Amy Serrano’s life is about the courage to tell the truth even at those times when it has put her in great personal peril. Her story begins with the oppression in her native land that separated her from family and home. Today in films and now a book, she tells the stories of people having to deal with the darkness of injustice or tragedy in hopes of bringing light, elevating, and awakening others to either change things or rise to their personal best.
Amy is a published poet, writer, and award-winning filmmaker. Most recently, she shot, produced, wrote and directed the feature-length and critically acclaimed, “The Sugar Babies.” The film explores the lives of the descendants of the first Africans delivered to the island of Hispaniola for the bittersweet commodity that once ruled the world.
Amongst other honors, in May of 2008, MEGA TV named her one of the “most influential and recognized Hispanics in the United States.” She has received honors by the City of Miami with a proclamation making October 27 “Amy Serrano Day” and has been named “Woman of the Year” in the Millennium Spanish Edition of Glamour Magazine.
Amy says that, “The early loss of family and homeland forged my original separation wound but it also made me highly resilient. So I feel as though I’ve been hardwired to seek oneness and live within the oneness whenever and wherever I could find it.” Her goal is to make it sustainable, she says.
She goes on, “Filmmaking became the perfect vehicle of oneness for giving voice and vision to the issues where oneness was not present. The films that I have surrendered to making illuminate some of the darkness that is out there in the world and helps others live lives of freedom and choice. That’s what led me to make “The Sugar Babies” which is about modern day slavery and the trafficking of Haitian families to work on the sugar plantations in the Dominican Republic.”
As a consequence, Amy is carefully developing a women’s organic farming project to help mothers sustainably feed their children. This grew out of her efforts to satisfy the immediate need for food and supplies to Haitians after the recent devastating earthquake, but the seeds of it were actually planted during the 18months Amy spent visiting the island to document conditions for “Sugar Babies.” Realizing that beyond immediate relief efforts, the long-term need was for sustainability, she is developing a plan to acquire some land and technical assistance to launch this project on Hispaniola. The idea is based on the ability that mothers will be able to grow enough food to feed their families, and being able to sell-off or barter the excess in order to acquire other necessary goods and resources for the family unit.

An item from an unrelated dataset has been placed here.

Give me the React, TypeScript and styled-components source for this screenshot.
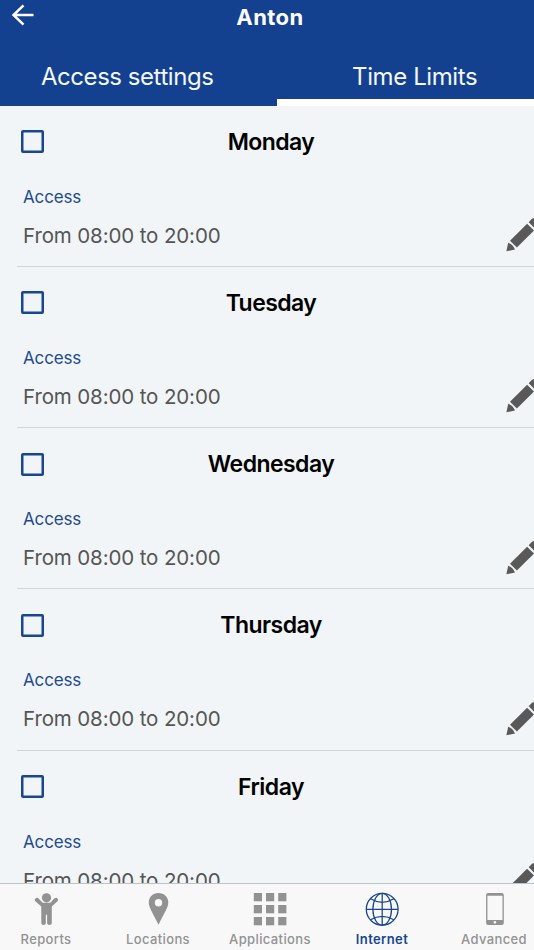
import React from "react";
import styled, { createGlobalStyle } from "styled-components";

const GlobalStyle = createGlobalStyle`
  * { box-sizing: border-box; }
  body { margin: 0; background: #f1f5f7; font-family: Inter, "Liberation Sans", sans-serif; }
  h1, h2, p { margin: 0; }
`;

const Screen = styled.main`
  display: flex;
  flex-direction: column;
  width: 534px;
  height: 950px;
  overflow: hidden;
  background: #f1f5f7;
`;

const Header = styled.header`
  flex: none;
  height: 105.6px;
  background: #13418f;
  color: #fff;
`;

const TitleBar = styled.div`
  display: grid;
  grid-template-columns: 80px 380px 74px;
  height: 47px;
`;

const BackButton = styled.button`
  display: flex;
  padding: 3px 0 0 11px;
  border: 0;
  background: none;
  color: inherit;
`;

const Title = styled.h1`
  font-size: 22px;
  line-height: 34px;
  font-weight: 700;
  letter-spacing: 0.45px;
  text-align: center;
`;

const Tabs = styled.nav`
  display: grid;
  grid-template-columns: 277.4px 1fr;
  height: 58.6px;
`;

const Tab = styled.button<{ $active?: boolean }>`
  padding: ${(p) => (p.$active ? "8px 0 0 18px" : "8px 23px 7px 0")};
  border: 0;
  border-bottom: ${(p) => (p.$active ? "7px solid #fff" : "0")};
  background: none;
  color: #f4f7fc;
  font: 400 24px/43px Inter, sans-serif;
  letter-spacing: ${(p) => (p.$active ? "-0.4px" : "-0.45px")};
  white-space: nowrap;
`;

const DayList = styled.section`
  flex: 1;
  min-height: 0;
  overflow: hidden;
`;

const Day = styled.article`
  height: 161.3px;
  margin-left: 17px;
  border-bottom: 1px solid #d0d6da;
`;

const DayHead = styled.div`
  display: grid;
  grid-template-columns: 64px 380px;
  align-items: center;
  height: 72px;
`;

const Checkbox = styled.span`
  width: 23px;
  height: 23px;
  margin-left: 3.5px;
  border: 2px solid #194690;
  border-radius: 2px;
  box-shadow: inset 0 0 0 0.5px #194690;
`;

const DayName = styled.h2`
  color: #000;
  font-size: 23px;
  line-height: 30px;
  font-weight: 600;
  letter-spacing: -0.55px;
  text-align: center;
`;

const AccessLabel = styled.p`
  padding-left: 6px;
  color: #1e4a90;
  font-size: 17px;
  line-height: 38px;
  letter-spacing: -0.15px;
`;

const Schedule = styled.div`
  display: flex;
  justify-content: space-between;
  align-items: center;
  height: 39px;
  padding-left: 6px;
`;

const Hours = styled.p`
  color: #555;
  font-size: 20.5px;
  line-height: 39px;
  letter-spacing: -0.12px;
`;

const EditButton = styled.button`
  display: flex;
  flex: none;
  margin-right: -8px;
  padding: 0;
  border: 0;
  background: none;
`;

const BottomBar = styled.nav`
  display: grid;
  flex: none;
  grid-template-columns: repeat(5, 112px);
  height: 67px;
  padding-top: 8px;
  border-top: 1px solid #bcc4c5;
  background: #f8f8f8;
`;

const BottomItem = styled.button<{ $active?: boolean }>`
  display: flex;
  flex-direction: column;
  align-items: center;
  gap: 3px;
  margin-left: -20px;
  padding: 0;
  border: 0;
  background: none;
  color: ${(p) => (p.$active ? "#17468f" : "#929292")};
  font: ${(p) => (p.$active ? 600 : 500)} 13px/20px Inter, sans-serif;
  letter-spacing: 0.38px;
`;

const BackIcon = () => (
  <svg width="24" height="24" viewBox="0 0 24 24" fill="none" stroke="currentColor" strokeWidth="2.5">
    <path d="M22.5 12H2.5M12.5 2.3L2.5 12l10 9.7" />
  </svg>
);

const PencilIcon = () => (
  <svg width="36" height="36" viewBox="0 0 36 36" fill="#595959">
    <path d="M0.4 34.3L2.2 25.7Q6.6 27 9 32.5Z" />
    <path d="M4 23.8L21.1 6.7L28 13.5L10.9 30.6Z" />
    <path d="M22.7 5.2L26 1.8Q27.5.5 29 2L32.6 5.5Q34 7 32.6 8.5L29.3 11.8Z" />
  </svg>
);

const PersonIcon = () => (
  <svg width="34" height="34" viewBox="0 0 34 34" fill="currentColor">
    <circle cx="17.5" cy="5.8" r="4.6" />
    <path d="M7 5.9Q5.1 7.1 6.1 8.9L12.3 14.6V31.3Q12.5 33.1 14.5 33.1Q16.6 33.1 16.8 31.3V22.8H18.1V31.3Q18.3 33.1 20.4 33.1Q22.6 33.1 22.8 31.3V14.6L28.7 8.9Q29.8 7.1 28 5.9Q26.7 5.2 25.6 6.3L21.3 10.8H13.6L9.3 6.3Q8.3 5.2 7 5.9Z" />
  </svg>
);

const PinIcon = () => (
  <svg width="34" height="34" viewBox="0 0 34 34" fill="currentColor">
    <path fillRule="evenodd" d="M17.5 1C11.8 1 7.8 5.1 7.8 10.3C7.8 16 12 21.3 17.5 32.7C23 21.3 27.3 16 27.3 10.3C27.3 5.1 23.2 1 17.5 1ZM17.5 7A3.7 3.7 0 1 1 17.5 14.4A3.7 3.7 0 1 1 17.5 7Z" />
  </svg>
);

const GridIcon = () => (
  <svg width="34" height="34" viewBox="0 0 34 34" fill="currentColor">
    {[1, 13, 25].flatMap((y) =>
      [0.8, 13, 25.2].map((x) => <rect key={`${x}-${y}`} x={x} y={y} width="8.2" height="8.3" />),
    )}
  </svg>
);

const GlobeIcon = () => (
  <svg width="34" height="34" viewBox="0 0 34 34" fill="none" stroke="currentColor" strokeWidth="1.25">
    <circle cx="17.2" cy="17.3" r="15.9" />
    <ellipse cx="17.2" cy="17.3" rx="9.3" ry="15.9" />
    <path d="M17.2 1.4V33.2M1.3 17.3H33.1M5.5 6.8Q17.2 13.8 28.9 6.8M5.5 27.8Q17.2 20.8 28.9 27.8" />
  </svg>
);

const PhoneIcon = () => (
  <svg width="34" height="34" viewBox="0 0 34 34" fill="currentColor">
    <path fillRule="evenodd" d="M11.1 1H24.8Q26.8 1 26.8 3V31Q26.8 33 24.8 33H11.1Q9.1 33 9.1 31V3Q9.1 1 11.1 1ZM10.4 3.7V28H25.5V3.7ZM17.9 28.9A1.4 1.4 0 1 0 17.9 31.7A1.4 1.4 0 1 0 17.9 28.9Z" />
  </svg>
);

const days = ["Monday", "Tuesday", "Wednesday", "Thursday", "Friday"];

const destinations = [
  { label: "Reports", Icon: PersonIcon },
  { label: "Locations", Icon: PinIcon },
  { label: "Applications", Icon: GridIcon },
  { label: "Internet", Icon: GlobeIcon, active: true },
  { label: "Advanced", Icon: PhoneIcon },
];

export default function App() {
  return (
    <Screen>
      <GlobalStyle />
      <Header>
        <TitleBar>
          <BackButton aria-label="Back"><BackIcon /></BackButton>
          <Title>Anton</Title>
        </TitleBar>
        <Tabs>
          <Tab>Access settings</Tab>
          <Tab $active>Time Limits</Tab>
        </Tabs>
      </Header>
      <DayList>
        {days.map((day) => (
          <Day key={day}>
            <DayHead>
              <Checkbox role="checkbox" aria-checked={false} aria-label={day} />
              <DayName>{day}</DayName>
            </DayHead>
            <AccessLabel>Access</AccessLabel>
            <Schedule>
              <Hours>From 08:00 to 20:00</Hours>
              <EditButton aria-label={`Edit ${day}`}><PencilIcon /></EditButton>
            </Schedule>
          </Day>
        ))}
      </DayList>
      <BottomBar>
        {destinations.map(({ label, Icon, active }) => (
          <BottomItem key={label} $active={active}>
            <Icon />
            {label}
          </BottomItem>
        ))}
      </BottomBar>
    </Screen>
  );
}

Creatively, Amy is also writing a non-fiction book entitled “This is Who We Are: Lessons from New Orleans on Resilience, Reinvention and Sustainability.” The book features interviews and portraits of individuals and organization who lost it all yet survived tragedy and devastation to find ways to begin again and thrive in a post-Katrina and post-oil spill New Orleans. She says, “It’s about the good things that I see happening and the inspiring lessons that New Orleans has to offer from those who’ve suffered great personal loss and public tragedy and will rise, but even higher this time. It’s the universal story of the Phoenix rising from the ashes.”